The site was pretty young then, having launched in 1997 when the World Wide Web was just getting its footing as well. It was started by a 15-year-old named Ythan, something Mike calls “ironic” considering “we have a long-held policy prohibiting minors under the age of 18 from utilizing the site.” Ythan promoted the community by handing out business cards at the 1999 Telluride Mushroom Festival in College. “I kinda just started it by accident one day,” Ythan is quoted as saying.

Mike became an official member of the Shroomery community in 2001, and took over ownership duties in early 2003. He’s known there by the handle “geokills” and still works closely with Ythan as well as nearly 50 unpaid community staffers to maintain operations.

In its 20-plus years, the Shroomery has grown to more than 1 million monthly unique visitors, more than 196,000 registered members, 35-plus focused discussion forums, with between 45,000 and 85,000 posts to the site’s message board each month.
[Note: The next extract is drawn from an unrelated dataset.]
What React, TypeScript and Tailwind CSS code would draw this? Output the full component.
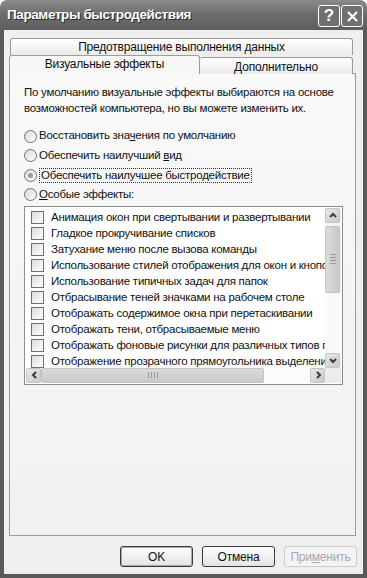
import React from "react";

const font = { fontFamily: '"Liberation Sans", Arial, sans-serif' };

const items = [
  "Анимация окон при свертывании и развертывании",
  "Гладкое прокручивание списков",
  "Затухание меню после вызова команды",
  "Использование стилей отображения для окон и кнопок",
  "Использование типичных задач для папок",
  "Отбрасывание теней значками на рабочем столе",
  "Отображать содержимое окна при перетаскивании",
  "Отображать тени, отбрасываемые меню",
  "Отображать фоновые рисунки для различных типов папок",
  "Отображение прозрачного прямоугольника выделения",
];

function Radio({ checked }: { checked?: boolean }) {
  return (
    <span className="flex h-[13px] w-[13px] shrink-0 items-center justify-center rounded-full border border-[#6f6f6f] bg-gradient-to-br from-[#d8d8d8] to-[#ffffff]">
      {checked && <span className="h-[5px] w-[5px] rounded-full bg-[#9a9a9a]" />}
    </span>
  );
}

function Chevron({ dir }: { dir: "up" | "down" | "left" | "right" }) {
  const d = {
    up: "M2 7 L5 4 L8 7",
    down: "M2 4 L5 7 L8 4",
    left: "M7 2 L4 5 L7 8",
    right: "M4 2 L7 5 L4 8",
  }[dir];
  return (
    <svg width="10" height="10" viewBox="0 0 10 10">
      <path d={d} fill="none" stroke="#3c3c3c" strokeWidth="2" />
    </svg>
  );
}

function ScrollBtn({ dir }: { dir: "up" | "down" | "left" | "right" }) {
  return (
    <div className="flex h-[15px] w-[15px] shrink-0 items-center justify-center rounded-[2px] border border-[#c4c4c4] bg-gradient-to-br from-[#e9e9e9] to-[#c9c9c9]">
      <Chevron dir={dir} />
    </div>
  );
}

function Button({ children, def, disabled }: { children: React.ReactNode; def?: boolean; disabled?: boolean }) {
  return (
    <div
      className={
        "flex h-[21px] w-[73px] items-center justify-center rounded-[3px] border text-[12px] tracking-[-0.2px] " +
        (def
          ? "border-[#3a3a3a] bg-gradient-to-b from-[#ffffff] to-[#e2e2e2] text-[#111] shadow-[inset_0_0_0_1px_#a8a8a8]"
          : disabled
          ? "border-[#cdcdcd] bg-[#f3f3f3] text-[#a8a8a8]"
          : "border-[#3a3a3a] bg-gradient-to-b from-[#ffffff] to-[#e2e2e2] text-[#111]")
      }
    >
      {children}
    </div>
  );
}

export default function App() {
  return (
    <div className="flex h-[578px] w-[367px] flex-col overflow-hidden bg-[#ffffff]" style={font}>
      {/* title bar */}
      <div className="flex h-[30px] shrink-0 items-center justify-between rounded-t-[7px] bg-gradient-to-b from-[#8a8a8a] via-[#6c6c6c] to-[#5e5e5e] pl-[7px] pr-[4px]">
        <span className="text-[13.5px] font-bold tracking-[-0.4px] text-white [text-shadow:1px_1px_0_#2a2a2a]">
          Параметры быстродействия
        </span>
        <div className="flex gap-[1px] pt-[2px]">
          <div className="flex h-[22px] w-[22px] items-center justify-center rounded-[3px] border border-white bg-[#707070] text-[17px] font-bold text-white">
            ?
          </div>
          <div className="flex h-[22px] w-[22px] items-center justify-center rounded-[3px] border border-white bg-[#707070]">
            <svg width="13" height="13" viewBox="0 0 13 13">
              <path d="M2 2 L11 11 M11 2 L2 11" stroke="white" strokeWidth="2.2" />
            </svg>
          </div>
        </div>
      </div>

      {/* body with frame */}
      <div className="flex flex-1 flex-col border-x-4 border-b-4 border-[#5a5a5a] bg-[#efefef] px-[5px]">
        {/* tabs */}
        <div className="mt-[8px] ml-[1px] flex h-[17px] w-[343px] items-center justify-center rounded-t-[3px] border border-b-0 border-[#9c9c9c] bg-gradient-to-b from-[#ffffff] to-[#ebebeb] text-[12px] tracking-[-0.2px] text-[#111]">
          Предотвращение выполнения данных
        </div>
        <div className="relative z-10 -mb-px flex items-end">
          <div className="flex h-[19px] w-[191px] items-center justify-center rounded-t-[3px] border border-b-0 border-[#9c9c9c] bg-[#f7f7f7] pb-[2px] text-[12px] tracking-[-0.2px] text-[#111]">
            Визуальные эффекты
          </div>
          <div className="flex h-[17px] w-[153px] items-center justify-center rounded-t-[3px] border border-b-0 border-l-0 border-[#9c9c9c] bg-gradient-to-b from-[#ffffff] to-[#ebebeb] pt-[2px] text-[12px] tracking-[-0.2px] text-[#111]">
            Дополнительно
          </div>
        </div>
        <div className="flex h-[463px] w-[347px] flex-col border border-[#9c9c9c] bg-gradient-to-b from-[#f9f9f9] to-[#f1f1f1] px-[14px] pt-[10px] text-[11.5px] tracking-[-0.25px] text-[#111]">
          <p className="leading-[16px]">
            По умолчанию визуальные эффекты выбираются на основе возможностей компьютера, но вы можете изменить их.
          </p>

          <div className="mt-[13px] flex flex-col gap-[5.5px]">
            <div className="flex h-[14px] items-center gap-[2px]">
              <Radio />
              <span>
                Восстановить зна<u>ч</u>ения по умолчанию
              </span>
            </div>
            <div className="flex h-[14px] items-center gap-[2px]">
              <Radio />
              <span>
                Обеспечить наилучший <u>в</u>ид
              </span>
            </div>
            <div className="flex h-[14px] items-center gap-[2px]">
              <Radio checked />
              <span className="border border-dotted border-[#333] px-[1px] leading-[13px]">
                Обеспечить наилучшее быстродействие
              </span>
            </div>
            <div className="flex h-[14px] items-center gap-[2px]">
              <Radio />
              <span>
                <u>О</u>собые эффекты:
              </span>
            </div>
          </div>

          {/* list box */}
          <div className="mt-[4px] flex h-[179px] w-[319px] flex-col border border-[#8c8c8c] bg-white p-[1px]">
            <div className="flex min-h-0 flex-1">
              <div className="min-w-0 flex-1 overflow-hidden pt-[2px]">
                {items.map((t) => (
                  <div key={t} className="flex h-[16px] items-center gap-[7px] whitespace-nowrap pl-[5px]">
                    <span className="h-[13px] w-[13px] shrink-0 border border-[#6f6f6f] bg-gradient-to-br from-[#dcdcdc] to-[#ffffff]" />
                    <span className="text-[11.5px] tracking-[-0.25px]">{t}</span>
                  </div>
                ))}
              </div>
              <div className="flex w-[16px] shrink-0 flex-col bg-[#f4f4f4]">
                <ScrollBtn dir="up" />
                <div className="mt-[3px] flex h-[67px] w-[15px] items-center justify-center rounded-[2px] border border-[#c4c4c4] bg-gradient-to-r from-[#dcdcdc] to-[#c8c8c8]">
                  <div className="flex flex-col gap-[2px]">
                    <span className="block h-px w-[6px] bg-[#9a9a9a]" />
                    <span className="block h-px w-[6px] bg-[#9a9a9a]" />
                    <span className="block h-px w-[6px] bg-[#9a9a9a]" />
                    <span className="block h-px w-[6px] bg-[#9a9a9a]" />
                  </div>
                </div>
                <div className="flex-1 bg-[#fafafa]" />
                <ScrollBtn dir="down" />
              </div>
            </div>
            <div className="flex h-[15px] shrink-0">
              <div className="flex flex-1 bg-[#f4f4f4]">
                <ScrollBtn dir="left" />
                <div className="flex h-[15px] w-[223px] items-center justify-center rounded-[2px] border border-[#c4c4c4] bg-gradient-to-b from-[#dcdcdc] to-[#c8c8c8]">
                  <div className="flex gap-[2px]">
                    <span className="block h-[6px] w-px bg-[#9a9a9a]" />
                    <span className="block h-[6px] w-px bg-[#9a9a9a]" />
                    <span className="block h-[6px] w-px bg-[#9a9a9a]" />
                    <span className="block h-[6px] w-px bg-[#9a9a9a]" />
                  </div>
                </div>
                <div className="flex-1 bg-[#fbfbfb]" />
                <ScrollBtn dir="right" />
              </div>
              <div className="w-[16px] bg-[#ececec]" />
            </div>
          </div>
        </div>

        {/* buttons */}
        <div className="mt-[10px] flex justify-end gap-[9px] pr-[1px]">
          <Button def>OK</Button>
          <Button>Отмена</Button>
          <Button disabled>
            При<u>м</u>енить
          </Button>
        </div>
      </div>
    </div>
  );
}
The site consistently ranks among the top 50,000 global websites and top 20,000 U.S.-based sites according to Alexa stats.

The site hosts thousands of trip reports, cultivation techniques, and experiments that community members of all ages and walks of life have personally submitted. “Ultimately, these roles that the Shroomery has played for so many psychonauts over the years are—if not the original reason the website was started—reason enough to keep going,” Mike says.

Community Building, Community Support

Psychedelic forums, communities, societies, and meetups have sprouted up across the Internet and have become a valuable resource for people looking for information about psilocybin, LSD and other hallucinogenic substances. There are different reasons why they seek out the sites.

“I’ll read different posts from communities if they come across my feed and they seem interesting, like r/shrooms, r/LSD, and r/psychedelics are the ones that come to mind first. For sure, there’s a lot of things I’ve read about that I’d love to try. The hard part is finding it!” says Nikoli, a ten-year user of LSD and mushrooms.

His interest is purely educational. “I don’t think I’ve ever posted on any of these subreddits. I’m really just there to seek out information on different drugs. I’d say that’s pretty in-line with most of my online browsing and social media use. I don’t post. I just lurk.”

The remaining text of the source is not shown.